The uncomfortable serpent raised its head again.  

The question of an Indian-ness,  or an absence of it surely will raise itself time and time again as architects discourse or rubbish the work of contemporaries and past masters.  Some of us will lament it, and others will justify the absence as a direct consequence of  the hand-me-down “modernism” we were schooled in at the highest alters of architectural education in this country. 

A large part of the reason, I have come to believe, is political or more correctly rooted in the politics of the making  of the modern India.  Our own industrial revolution, green revolution and the great Nehruvian idea of Modern Indian Nation.

India has never had a modernism.  It never could :  thought, public opinion and judgement were schooled to us on deliberately substandard education system designed to keep colonies as colonies. Men are colonized in the mind.  And we are standing proof to that idea even today. That however is another debate, but it has consequence in the act of the making of a modern India. 
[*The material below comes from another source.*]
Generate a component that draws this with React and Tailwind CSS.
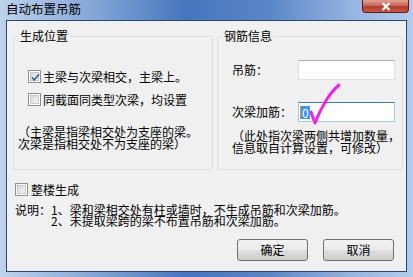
import React from 'react'

const CheckBox = ({ checked }) => (
  <div className="w-[13px] h-[13px] shrink-0 border border-[#8e8f8f] bg-white p-[1px]">
    <div className="relative w-full h-full border border-[#c9c9c9] bg-[linear-gradient(135deg,#d7d7d7,#f7f7f7)]">
      {checked && (
        <svg className="absolute left-[-1px] top-[-1px]" width="11" height="11" viewBox="0 0 11 11">
          <path d="M2 5.5 L4.3 8 L9 2.2" fill="none" stroke="#3f5c9f" strokeWidth="1.7" />
        </svg>
      )}
    </div>
  </div>
)

const WinButton = ({ children }) => (
  <div className="w-[71px] h-[22px] rounded-[3px] border border-[#707070] bg-[linear-gradient(180deg,#f2f2f2_0%,#ebebeb_48%,#dddddd_52%,#cfcfcf_100%)] flex items-center justify-center text-[12px] leading-[14px] text-black">
    {children}
  </div>
)

export default function App() {
  return (
    <div className="relative w-[413px] h-[277px] overflow-hidden bg-[linear-gradient(90deg,#bed3ec_0%,#7ea2d6_25%,#4576bd_45%,#5a86c6_65%,#95b4e0_85%,#b3cbec_100%)] font-['Noto_Sans_CJK_SC',sans-serif] text-black">
      {/* title bar */}
      <div className="flex items-start justify-between h-[20px]">
        <span className="ml-[6px] mt-[2px] text-[12.5px] leading-[14px]">自动布置吊筋</span>
        <div className="shrink-0 mr-[4px] w-[47px] h-[13px] rounded-b-[4px] border border-t-0 border-[#5e1c1c] bg-[linear-gradient(180deg,#e0a193_0%,#c96a5a_45%,#b23a2c_55%,#c45a48_100%)] flex items-center justify-center">
          <svg width="10" height="9" viewBox="0 0 10 9">
            <path d="M1.5 1 L8.5 8 M8.5 1 L1.5 8" stroke="#ffffff" strokeWidth="2.2" />
          </svg>
        </div>
      </div>

      {/* client area */}
      <div className="mx-[6px] h-[252px] border border-[#2b466c] bg-[#f0f0f0] text-[12px]">
        <div className="flex gap-[4px] pl-[6px] pt-[8px]">
          <fieldset className="w-[200px] h-[141px] rounded-[3px] border border-[#d5dfe5]">
            <legend className="ml-[4px] px-[2px] leading-[14px]">生成位置</legend>
            <div className="flex items-center gap-[2px] ml-[14px] mt-[27px] h-[13px] leading-[13px]">
              <CheckBox checked />
              <span>主梁与次梁相交，主梁上。</span>
            </div>
            <div className="flex items-center gap-[2px] ml-[14px] mt-[10px] h-[13px] leading-[13px]">
              <CheckBox />
              <span>同截面同类型次梁，均设置</span>
            </div>
            <div className="ml-[4px] mt-[20px] leading-[12px] whitespace-nowrap">
              <div>（主梁是指梁相交处为支座的梁。</div>
              <div>次梁是指相交处不为支座的梁）</div>
            </div>
          </fieldset>

          <fieldset className="w-[186px] h-[141px] rounded-[3px] border border-[#d5dfe5]">
            <legend className="ml-[4px] px-[2px] leading-[14px]">钢筋信息</legend>
            <div className="flex items-center ml-[14px] mt-[17px]">
              <span className="w-[66px] leading-[14px]">吊筋：</span>
              <div className="w-[97px] h-[20px] border border-[#dbdfe6] border-t-[#abadb3] bg-white" />
            </div>
            <div className="flex items-center ml-[14px] mt-[22px]">
              <span className="w-[66px] leading-[14px]">次梁加筋：</span>
              <div className="w-[97px] h-[20px] border border-[#a4c9e3] border-t-[#3d7bad] bg-white flex items-center pl-[1px]">
                <div className="w-[1px] h-[13px] bg-[#ff8a00]" />
                <div className="h-[13px] px-[1px] bg-[#3399ff] text-white leading-[13px]">0</div>
              </div>
            </div>
            <div className="ml-[14px] mt-[8px] leading-[12px] whitespace-nowrap">
              <div>（此处指次梁两侧共增加数量，</div>
              <div>信息取自计算设置，可修改）</div>
            </div>
          </fieldset>
        </div>

        <div className="flex items-center gap-[3px] ml-[8px] mt-[13px] h-[13px] leading-[13px]">
          <CheckBox />
          <span>整楼生成</span>
        </div>

        <div className="ml-[8px] mt-[8px] leading-[11px] whitespace-nowrap">
          <div>说明：1、梁和梁相交处有柱或墙时，不生成吊筋和次梁加筋。</div>
          <div className="ml-[36px]">2、未提取梁跨的梁不布置吊筋和次梁加筋。</div>
        </div>

        <div className="flex justify-end gap-[15px] pr-[12px] mt-[13px]">
          <WinButton>确定</WinButton>
          <WinButton>取消</WinButton>
        </div>
      </div>

      {/* hand-drawn mark over the dialog */}
      <svg className="absolute left-0 top-0 pointer-events-none" width="413" height="277" viewBox="0 0 413 277">
        <path d="M311 112 Q313 118 315 123 Q320 110 327 99 Q333 90 339 85" fill="none" stroke="#ee22ee" strokeWidth="3" strokeLinecap="round" strokeLinejoin="round" />
      </svg>
    </div>
  )
}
It has consequence in the fact, that great politics believed that by bringing “modernisn” to India, India would have no choice but to turn modern. Or so we all, as architects, believe it did. So we believe.  But what is this modernism? Where did it come from? Where does it go to? The Indian modernism and its edifice, that still stands many decades after its many siblings have either died or mutated into various new creatures still carries on. But it is an odd sort of modernism that has a vacuous space both before it and after, and no one quite seems to know how it was arrived at. Although there is not one architect who doesn’t  know what it is or more correctly what it looks like.  

And then there is the vernacular, systematically schooled out of our intellectual awareness (and reduced to a token of apologetic homage to the land we are born to) in schools across the country.  A whole way of thinking, making and imagining, and purposing is all but erased. The backward ideas of craft and hand held tools, and the imperfection of the artisan, seemed all too embarrassing for an “in- the-making industrial super-power”. A thing to be shunned, and disavowed in the posturing and political correctness of a new independent India.

And so too today, we must have our postmodernism  now, and what ever else it is they are doing in all those places we so wish we were but just are not.  We are not to be left behind. 

And often the uncomfortable serpent raises its head and asks the same question again.

I see us living a life with two laments, or two nostalgia.

The first nostalgia for an Indian-ness we had (a richness , a humanity and craft) and the second nostalgia for  Modernism  that  we never will.